As we enter into Vermont’s fifth season, also known as mud season, there are many stories to be told. It’s the season when we welcome longer days, more sunshine and the anticipation of the coming gardening season. As we travel the Green Mountain Byway there is not a valley or vista where you won’t get a view of mud season.
In MORRISTOWN there is an area called Mud City, its landscape is scattered with old farms and new homes situated up in the hills of the northwest section of town. The question continues to arise as to how it got its name. Here is an excerpt from the book Morristown Times Two: “And on to Mud City –surely Vermont’s great understatement of a metropolis! The name goes back to 1898 when Joseph M. Chaplin, a farmer in the remote west Morristown area, began identifying himself in fun as the “mayor of Mud City”. Chaplin took the name from Mud Brook, which runs through the area.
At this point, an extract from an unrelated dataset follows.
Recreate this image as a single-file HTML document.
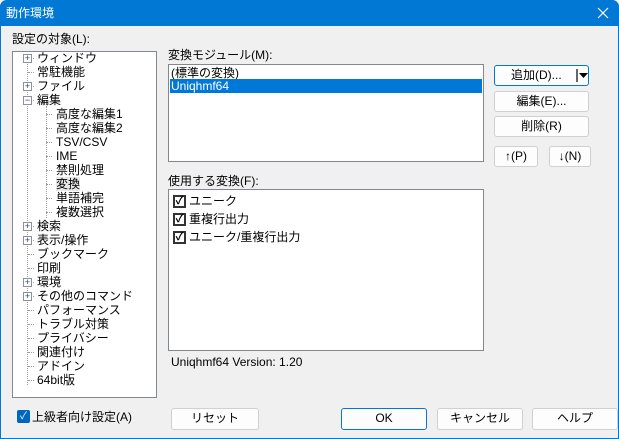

For the next year or so the News & Citizen carried occasional items about the doings up in Mud City –including word of the defeat by Chaplin’s “constituents” of his proposal to change its name to Maple Hill? That wasn’t very much time but it was enough to forever implant the colorful name on the Morristown scene. Among other things, of course, the road serving that area is called Mud City Loop”.
While traveling the Green Mountain Byway you’ll find many historical gems from the hills and valleys. If you get the chance, take a ride up through Mud City, just not during mud season or you may never get back out.